If macup receives a Data Subject request that relates to Customer Personal Data, macup will, without undue delay, inform the Customer of the request and will not respond to the Data Subject directly except as strictly necessary to confirm that the request should be routed to the Customer, or where legally required. macup will not be obliged to suspend Processing on receipt of such a request unless the Customer so instructs.
Personal data breaches
macup will notify the Customer without undue delay, and in any event no later than 72 hours after becoming aware of a confirmed Personal Data Breach affecting Customer Personal Data, in accordance with Article 33 GDPR. The notification will, to the extent then known:
- describe the nature of the Personal Data Breach, including the categories and approximate number of Data Subjects and records concerned;
- describe the likely consequences of the Personal Data Breach;
- describe the measures taken or proposed to address the Personal Data Breach and mitigate its possible adverse effects; and
- provide the contact details of macup’s security point of contact for follow-up.

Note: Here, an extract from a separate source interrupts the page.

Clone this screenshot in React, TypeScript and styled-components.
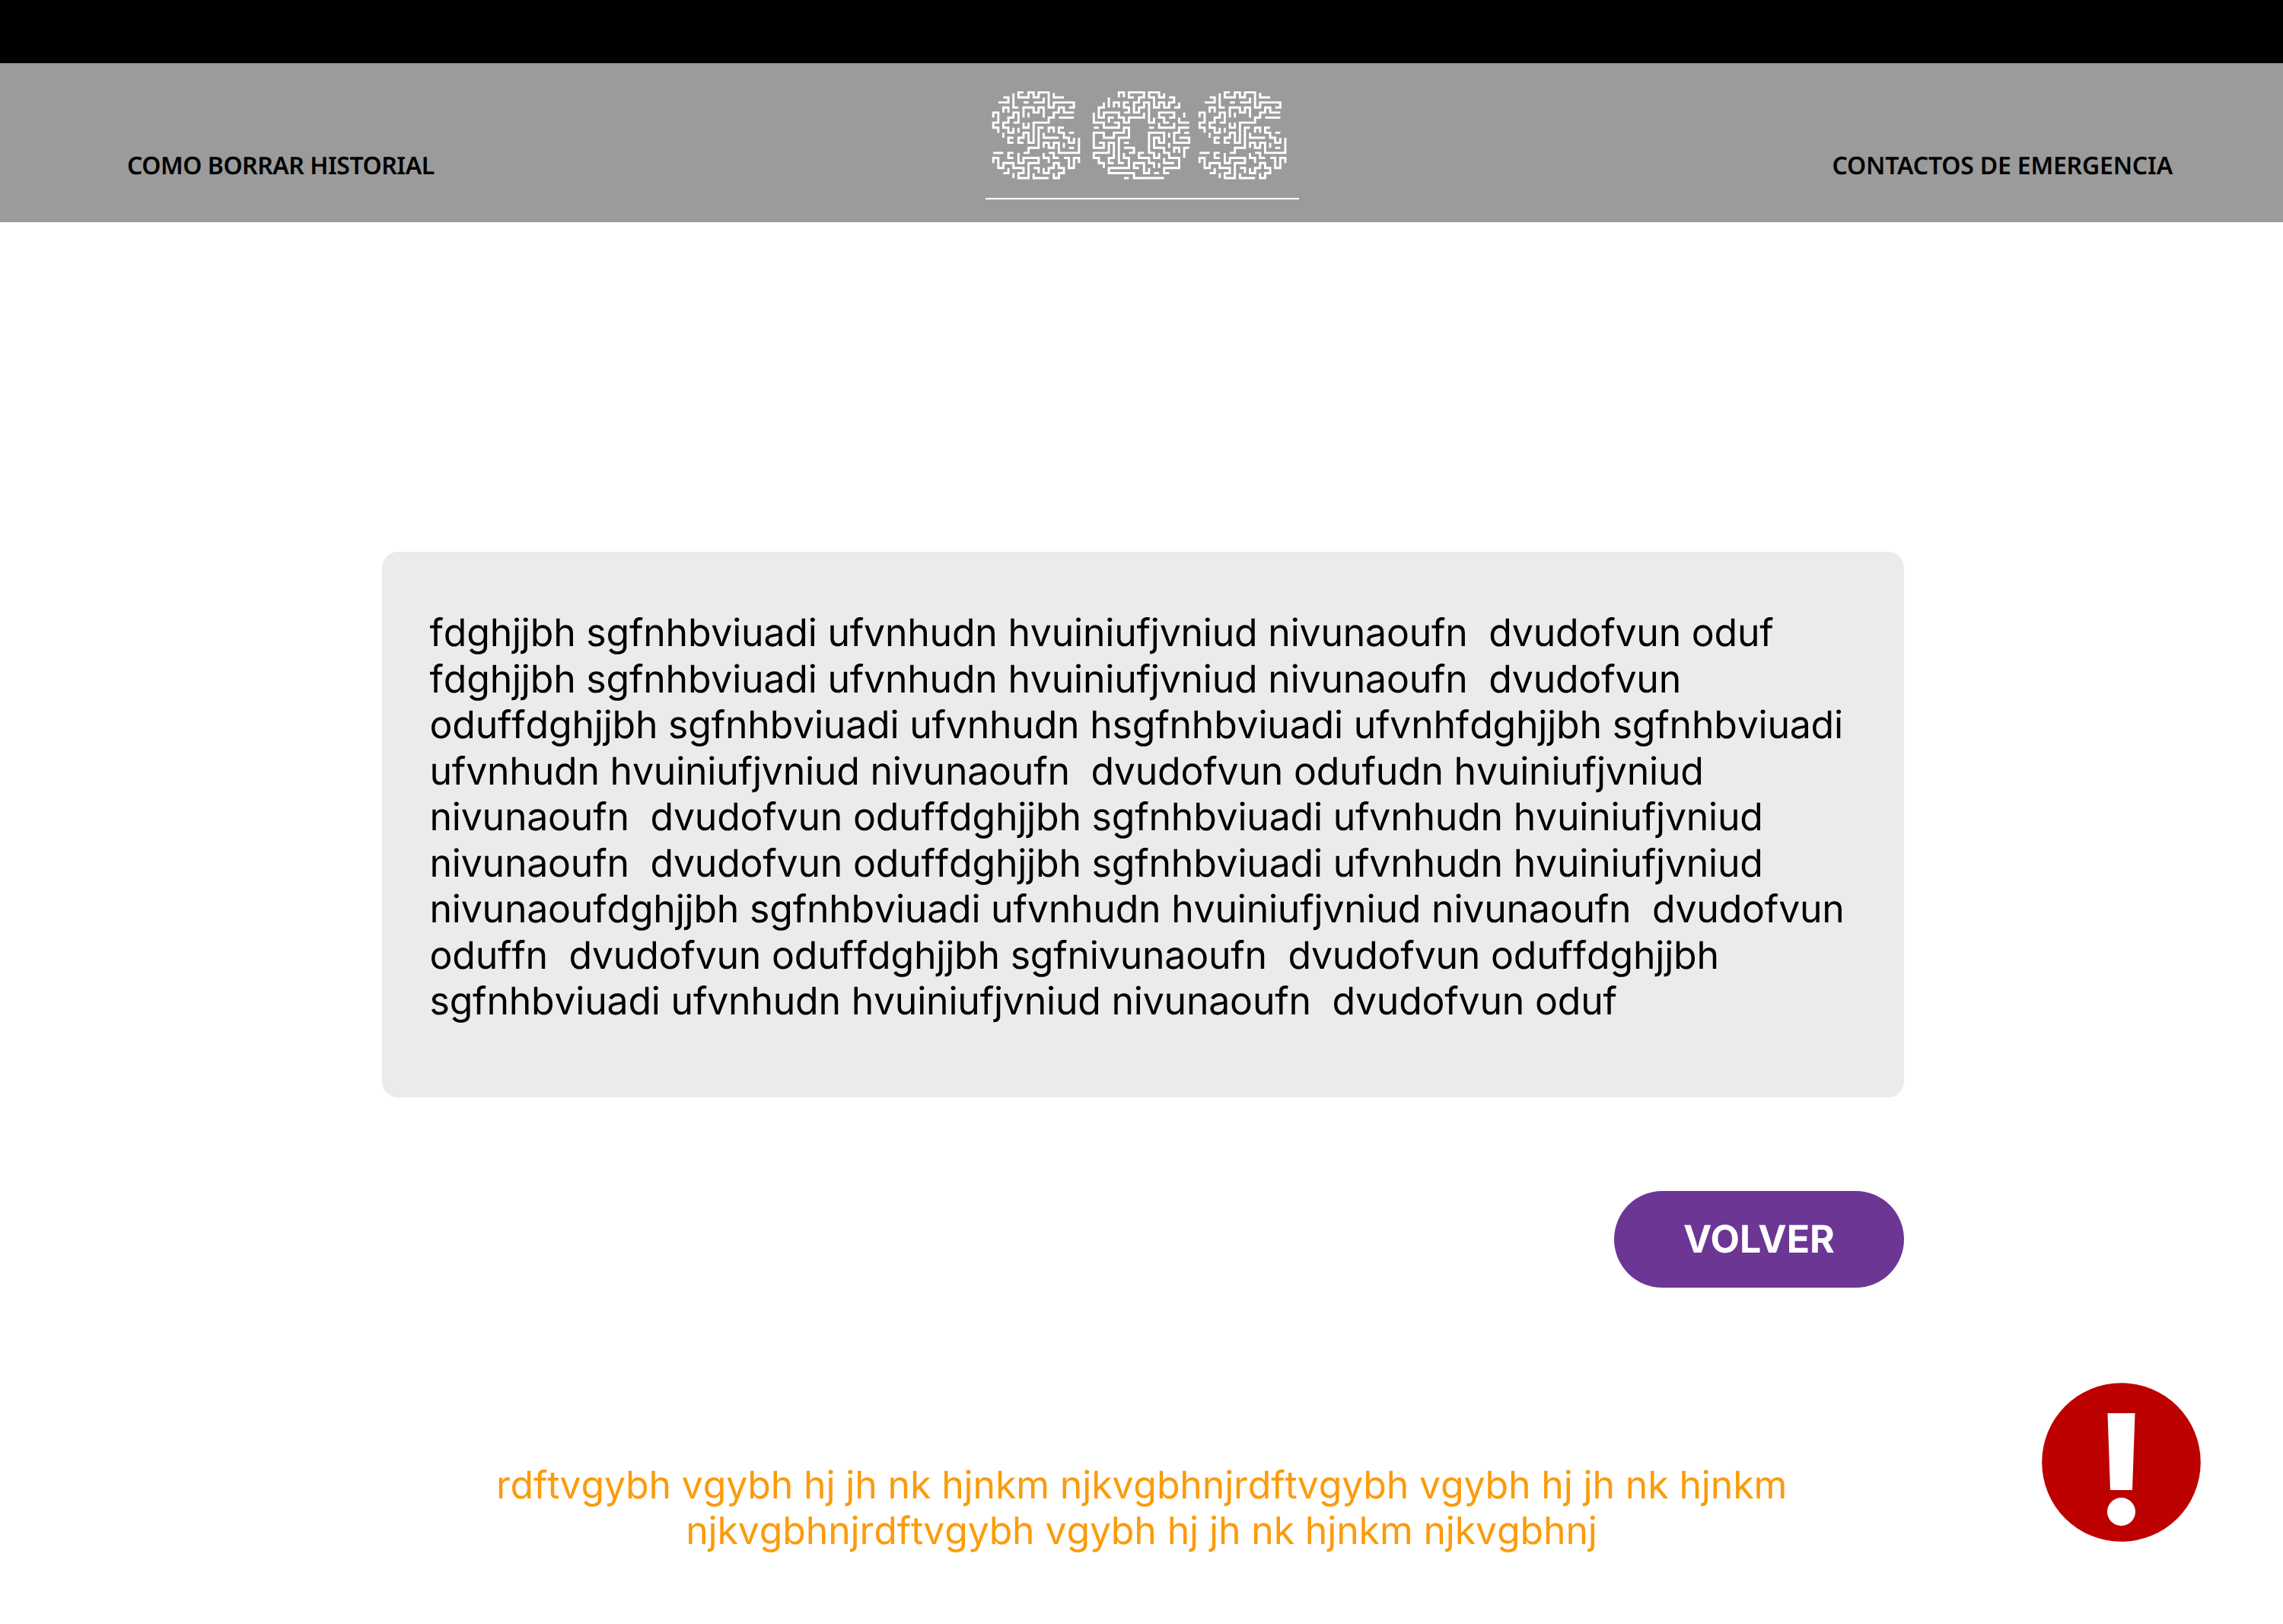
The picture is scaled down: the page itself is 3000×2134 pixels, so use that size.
import React from "react";
import styled, { createGlobalStyle } from "styled-components";

type Pt = [number, number];

const S_LINES = [
  "6,0 5,0 5,1 7,1 7,0 8,0 8,1 9,1 9,0 11,0 11,3 12,3 12,2 16,2 16,3 15,3",
  "4,0.2 4,3 5,3", "12,0.1 12,1 14,1", "2,1 3,1 3,2 1,2", "6,2 7,2", "8,2 10,2 10,1",
  "2,4 2,3 3,3 3,4", "6,5 6,3 8,3 8,4 9,4 9,3 10,3 10,5", "7,4 7,5",
  "0,5 0,4 1,4 1,6 0,6 0,7 1,7 1,8",
  "4,6 5,6 5,4 4,4 4,5 3,5 3,6 2,6 2,7 3,7 3,8 4,8 4,7",
  "16,4 14,4 14,3 13,3 13,4 12,4 12,5 11,5 11,6 8,6 8,10 7,10 7,8 6,8 6,9 5,9 5,10 6,10",
  "13,5 16,5", "6,6 6,7 7,7 7,6", "5,7 5,8", "10,7 9,7 9,11 7,11 7,12 6,12",
  "11,8 11,7 12,7 12,8", "14,7 13,7 13,8 14,8 14,9 15,9 15,10 16,10 16,9", "15,8 16,8",
  "2,8 2,9", "4,9 3,9 3,10 4,10", "10,8 10,9 13,9",
  "10,11 10,10 11,10 11,11 12,11 12,10 13,10 13,12 17,12 17,9", "14,10 14,11", "15,11 16,11",
  "0,12 2,12", "4,12 3,12 3,13 4,13",
  "5,12 5,14 6,14 6,13 9,13 9,14 7,14 7,17 5,17 5,16 6,16 6,15 4,15 4,14 2,14 2,15 1,15 1,13 0,13 0,14",
  "10,12 10,13 11,13 11,14", "11,12 12,12 12,13 13,13", "2,16 3,16 3,15", "4,16 4,17",
  "8,15 9,15 9,16", "8,16 8,17 11,17",
  "10,15 10,16 11,16 11,15 12,15 12,14 13,14 13,15 14,15 14,16 13,16 13,17 12,17 12,16",
  "17,14 17,13 16,13 16,15 15,15 15,13 14,13",
];

const O_LINES = [
  "5,1 5,0 6,0 6,1",
  "8,1 7,1 7,0 10,0 10,1 9,1 9,2 8,2 8,4 9,4 9,3 10,3 10,2 11,2 11,6 12,6 12,5",
  "3,1 3,3", "2,2 2,3 1,3 1,5 2,5 2,4 5,4 5,5 6,5 6,6 7,6 7,5 10,5 10,4",
  "4,3 4,2 5,2 5,3", "7,2 6,2 6,3 7,3 7,4 6,4",
  "14,0.2 14,1 13,1 13,0 11,0 11,1 12,1 12,3 13,3 13,2 14,2 14,3 15,3 15,2 16,2 16,1 15,1",
  "17,2 17,3 16,3", "0,4 0,6 2,6 2,7 5,7 5,6 4,6", "4,5 3,5 3,6", "0,7 1,7", "18,4 18,5",
  "15,6 14,6 14,5 13,5 13,4 16,4 16,5 15,5", "17,5 17,6 19,6", "13,6 13,7 16,7 16,6", "11,7 12,7",
  "19,7 17,7 17,8 16,8 16,10 19,10 19,9 17,9", "18,8 19,8",
  "1,10 2,10 2,11 0,11 0,8 2,8 2,9 4,9 4,8 6,8 6,7 7,7 7,9 5,9 5,14 6,14",
  "6,10 7,10", "6,11 8,11 8,12 7,12",
  "4,14 3,14 3,13 4,13 4,10 3,10 3,12 0,12 0,13 1,13 1,14 2,14 2,15",
  "6,12 6,13 7,13 7,15 3,15 3,16 8,16 8,17 14,17", "6,17 7,17",
  "9,15 8,15 8,14 10,14 10,16 11,16 11,15", "10,12 9,12 9,13 11,13 11,14 12,14 12,15",
  "13,12 13,13 12,13 12,12 11,12 11,8 14,8 14,10 13,10 13,9 12,9 12,11 14,11 14,12 15,12 15,13 17,13 17,15 14,15 14,16 15,16",
  "15,8 15,9", "15,10 15,11", "16,12 16,11 17,11 17,12", "18,13 18,11 19,11",
  "14,13 14,14 16,14", "13,14 13,15", "12,16 13,16",
];

const Global = createGlobalStyle`
  * { box-sizing: border-box; }
  body { margin: 0; background: #fff; text-rendering: geometricPrecision; }
`;

const Page = styled.div`
  width: 3000px;
  height: 2134px;
  display: flex;
  flex-direction: column;
  background: #fff;
  font-family: Inter, "Liberation Sans", sans-serif;
  overflow: hidden;
`;

const TopBar = styled.div`
  height: 83px;
  flex: none;
  background: #000;
`;

const Header = styled.header`
  height: 209px;
  flex: none;
  display: grid;
  grid-template-columns: 1fr 412px 1fr;
  padding: 0 145px 0 167px;
  background: #9b9b9b;
`;

const NavLink = styled.a<{ $end?: boolean; $spacing: number }>`
  justify-self: ${(p) => (p.$end ? "end" : "start")};
  margin-top: 112px;
  font: 600 32px/45px "Noto Sans", "Open Sans", sans-serif;
  letter-spacing: ${(p) => p.$spacing}px;
  color: #000;
  white-space: nowrap;
`;

const Logo = styled.svg`
  display: block;
  width: 412px;
  height: 208px;
  margin-left: -10px;
`;

const Main = styled.main`
  width: 2000px;
  margin: 433px 0 0 502px;
  display: flex;
  flex-direction: column;
  align-items: flex-end;
`;

const Card = styled.section`
  width: 2000px;
  height: 717px;
  padding: 77.3px 62.5px;
  border-radius: 21px;
  background: #ebebeb;
`;

const Copy = styled.p<{ $color: string; $spacing: number; $centered?: boolean }>`
  margin: 0;
  font-size: 50px;
  line-height: 60.5px;
  letter-spacing: ${(p) => p.$spacing}px;
  font-optical-sizing: none;
  font-variation-settings: "opsz" 14;
  font-feature-settings: "liga" 0, "calt" 0, "kern" 0;
  white-space: pre;
  color: ${(p) => p.$color};
  text-align: ${(p) => (p.$centered ? "center" : "left")};
`;

const BackButton = styled.button`
  width: 381px;
  height: 127px;
  margin-top: 123px;
  padding: 0;
  border: 0;
  border-radius: 64px;
  background: #6c3695;
  color: #fff;
  font: 700 50px/60px Inter, "Liberation Sans", sans-serif;
  text-rendering: geometricPrecision;
`;

const Footer = styled.footer`
  display: grid;
  grid-template-columns: 1fr auto 1fr;
  padding: 125px 108px 0;
`;

const FooterText = styled.div`
  grid-column: 2;
  margin-top: 104.7px;
`;

const AlertIcon = styled.svg`
  justify-self: end;
  width: 209px;
  height: 209px;
`;

const BODY = [
  "fdghjjbh sgfnhbviuadi ufvnhudn hvuiniufjvniud nivunaoufn  dvudofvun oduf",
  "fdghjjbh sgfnhbviuadi ufvnhudn hvuiniufjvniud nivunaoufn  dvudofvun",
  "oduffdghjjbh sgfnhbviuadi ufvnhudn hsgfnhbviuadi ufvnhfdghjjbh sgfnhbviuadi",
  "ufvnhudn hvuiniufjvniud nivunaoufn  dvudofvun odufudn hvuiniufjvniud",
  "nivunaoufn  dvudofvun oduffdghjjbh sgfnhbviuadi ufvnhudn hvuiniufjvniud",
  "nivunaoufn  dvudofvun oduffdghjjbh sgfnhbviuadi ufvnhudn hvuiniufjvniud",
  "nivunaoufdghjjbh sgfnhbviuadi ufvnhudn hvuiniufjvniud nivunaoufn  dvudofvun",
  "oduffn  dvudofvun oduffdghjjbh sgfnivunaoufn  dvudofvun oduffdghjjbh",
  "sgfnhbviuadi ufvnhudn hvuiniufjvniud nivunaoufn  dvudofvun oduf",
].join("\n");

const NOTE = [
  "rdftvgybh vgybh hj jh nk hjnkm njkvgbhnjrdftvgybh vgybh hj jh nk hjnkm",
  "njkvgbhnjrdftvgybh vgybh hj jh nk hjnkm njkvgbhnj",
].join("\n");

function Maze({ lines, x, y, pitch }: { lines: string[]; x: number; y: number; pitch: number }) {
  const toPoints = (line: string) =>
    line
      .split(" ")
      .map((p) => p.split(",").map(Number) as Pt)
      .map(([c, r]) => `${(x + c * pitch).toFixed(2)},${(y + r * 6.627).toFixed(2)}`)
      .join(" ");
  return (
    <>
      {lines.map((l, i) => (
        <polyline key={i} points={toPoints(l)} />
      ))}
    </>
  );
}

export default function App() {
  return (
    <Page>
      <Global />
      <TopBar />
      <Header>
        <NavLink $spacing={-0.48}>COMO BORRAR HISTORIAL</NavLink>
        <Logo viewBox="1295 83 412 208">
          <g fill="none" stroke="#fff" strokeWidth="2.9" strokeLinejoin="miter">
            <Maze lines={S_LINES} x={1305.2} y={121.4} pitch={6.627} />
            <Maze lines={O_LINES} x={1437.3} y={121.4} pitch={6.6} />
            <Maze lines={S_LINES} x={1576.3} y={121.4} pitch={6.627} />
          </g>
          <rect x="1295" y="260" width="412" height="2.2" fill="#fff" />
        </Logo>
        <NavLink $end $spacing={-0.2}>CONTACTOS DE EMERGENCIA</NavLink>
      </Header>
      <Main>
        <Card>
          <Copy $color="#000" $spacing={-0.22}>{BODY}</Copy>
        </Card>
        <BackButton>VOLVER</BackButton>
      </Main>
      <Footer>
        <FooterText>
          <Copy $color="#fb9b0c" $spacing={-0.15} $centered>{NOTE}</Copy>
        </FooterText>
        <AlertIcon viewBox="0 0 209 209">
          <circle cx="104.5" cy="104.5" r="104.3" fill="#bd0000" />
          <path d="M86.5 40H122.5L119 141H90Z" fill="#fff" />
          <circle cx="104.5" cy="169.5" r="18.5" fill="#fff" />
        </AlertIcon>
      </Footer>
    </Page>
  );
}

Where the information cannot be provided at once, it will be provided in phases without further undue delay. macup will document all Personal Data Breaches, including the facts, effects, and remedial action, in an internal register available to the Customer on request. Initial notification of a Personal Data Breach is not an admission of liability.
Return and deletion
Upon termination or expiry of the Agreement, and at the Customer’s election, macup will return or delete all Customer Personal Data. The Customer may export backup data through the product for a period of 30 days after termination.
After the export window closes, macup will delete Customer Personal Data from active production systems within 30 days, and from backups of its own systems within 90 days, except to the extent that retention is required by Union or Member State law. Required retention is limited to:
- Tax and billing records — retained for the minimum period required by applicable tax law in the relevant jurisdiction, typically up to ten years;
- Audit logs and security records — retained for the minimum period required for security, legal, or regulatory purposes; and
- Dispute records — retained for the limitation period applicable to potential claims.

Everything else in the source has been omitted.